The new book John Martin had been working on was
The Days
Run Away Like Wild Horses Over the Hills
. It was a retrospective of poems that had first appeared in chapbooks and little magazines, with an emphasis on the grief poems written after Jane died, and was one of the milestone books of Bukowski’s career. It came out in a beautiful edition with a simple but striking jacket devised by Barbara Martin. There was no blurb on the back, no quotes from other writers saying what a brilliant fellow Bukowski was, just the ten words of the title running down the cover, like a poem.
‘Bukowski’s titles are wonderful,’ Barbara says. ‘They make the cover.
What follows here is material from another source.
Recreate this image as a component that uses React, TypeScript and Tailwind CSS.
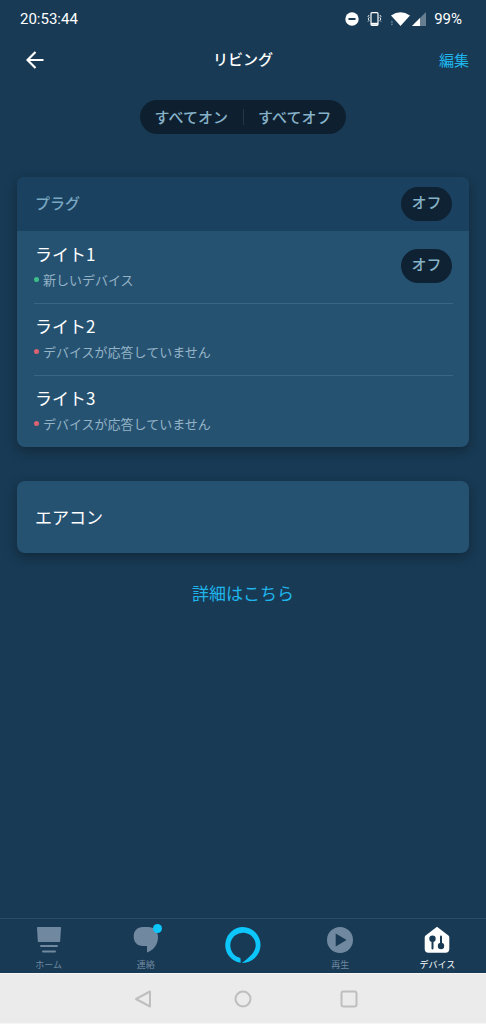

I always look at his title and I don’t have to do any more.’
Inside was a photograph of Bukowski as a grim-faced hobo, riding a box car. It looked authentic, but had been carefully posed because he wanted to appear as someone who had lived the hard times he wrote about. Sam Cherry, who really had been a hobo, took Bukowski down to the railroad yard behind Union Station and told him to climb up into a derelict wagon so he could get the shot. The ladder was several feet above the ground and Bukowski made a great performance of trying to get onto the car, even though he’d told Cherry he’d ridden box cars many times. Cherry noticed the awkward way Bukowski grasped the bars, and decided he had
never ridden a boxcar in his life. ‘It was not the professional way to get on a train,’ he says. ‘He didn’t know what he was doing.’ Bukowski finally managed to pull himself up, with Cherry and his son pushing from below, and stayed there just long enough for the photograph.